Le numérique transforme-t-il les œuvres et les scènes artistiques ?

Publié le 18 novembre 2020

Le petit écran propose des mises à jour régulières des héros de la littérature. Au fil des ans, Sherlock Holmes a ainsi troqué son flegme contre des tics de junkie. Arraché à son époque, il a glissé dans des rues londoniennes surplombées de gratte-ciels, a perdu sa loupe en chemin, découvert le smartphone et crée un compte sur twitter. Plus généralement, le rythme des séries télévisées semble avec une insistance croissante reproduire celui donné par le numérique. Celui-ci impose aux images sa ligne de temps et sa logique. Partant de là, il est légitime pour le spectateur de s’interroger. Le 7e art a-t-il vocation à assimiler les mutations sociales contemporaines ? Ou ne peut-il simplement pas y échapper ? Et si le numérique transforme les usages et les schémas cognitifs, tous les champs artistiques s’en trouvent-ils bousculés ?

Julien Bouillon et Christian Vialard, tous deux artistes, enseignent à l’école supérieure d’art de la Villa Arson, membre d’Université Côte d’Azur. Chacun a débuté sa carrière à un moment charnière de la révolution numérique. Le premier obtient son diplôme à la fin des années 90, alors que le téléphone portable (pas encore « intelligent ») envahit les foyers. Les lectures de Gilbert Simondon et de Jacques Ellul, mais aussi des romans de science-fiction, le poussent à creuser la problématique de la technique. Pour lui, le numérique et ses « créatures » consistent en des sujets à questionner, qu’il est possible de mettre à distance avec humour. « J’aime jouer avec les limites des systèmes. Je tourne la machine en dérision en montrant comment elle s’enferme sur elle-même », raconte Julien Bouillon.

Il expérimente par exemple une utilisation « outrancière » de la synthèse automatique de word. « À l’aide de Gallica, j’ai soumis au logiciel des oeuvres entières de Balzac et de Lacan. Je les réduisais à quelques dizaines de lignes et cela créait des Haikus absolument incroyables, des livres de poésie automatique extraordinaires », se souvient l’artiste. Un peu plus tôt, il utilisait les scripts de Photoshop pour traiter les images en boucle sans interruption. Dans un « hommage à Joseph Albers », son dispositif génère dans une vidéo de trois minutes des variations de carrés de couleurs et évoque au passage l’industrialisation et la robotisation du travail.

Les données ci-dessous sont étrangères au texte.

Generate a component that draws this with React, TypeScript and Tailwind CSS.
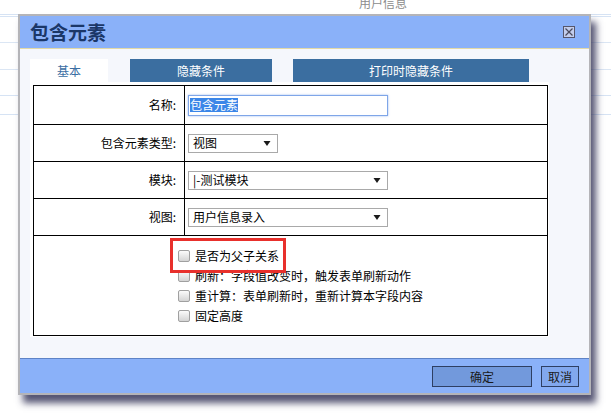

« On met en place un processus, une forme entre dans le système et le résultat peut s’avérer très curieux »
Avec ses « dispositifs dépassés », des peintures et des sculptures de pseudo smartphones, Julien Bouillon met en scène un design qui n’aurait pas abouti car trop inadapté à son usage. « Mon idée est que la peinture est un dispositif au même titre que le téléphone. En d’autres termes, le dispositif est constitué de dit (les discours) et de non-dit (les peintures, par exemple). Le dispositif est aussi le réseau établi entre ces différents éléments. Le dispositif (Peinture/Téléphone) “capte” et “conduit” le regardeur/usager, si vous voulez” », commente-t-il. Aujourd’hui, il rapproche le deep learning de l’OUvroir de Littérature Potentielle : « On met en place un processus, une forme entre dans le système et le résultat peut s’avérer très curieux ». « Mais le numérique amène aussi des questions dont on peut s’inquiéter, comme la disparition possible du travail », souligne Julien Bouillon.


Pour le Professeur Paul Rasse (1), chercheur en Sciences de l’Information et de la Communication au laboratoire sic.Lab Méditerranée, « dans un monde où le travail industriel est en déclin au bénéfice des services, l’art apparait comme une perspective acceptable d’activité non marchande ». Selon lui, un nombre grandissant d’étudiants et de travailleurs en difficulté souhaiterait ainsi exercer une pratique artistique, au moins pendant un temps de sa vie. Or, les écoles d’art ont pour ainsi dire « toujours » présenté une alternative à un public ne trouvant pas sa place dans les filières plus « classiques ». Elles repêchaient alors les individus fâchés par exemple avec le système d’enseignement. La numérisation du travail accentuera peut-être ce phénomène dans des proportions inédites.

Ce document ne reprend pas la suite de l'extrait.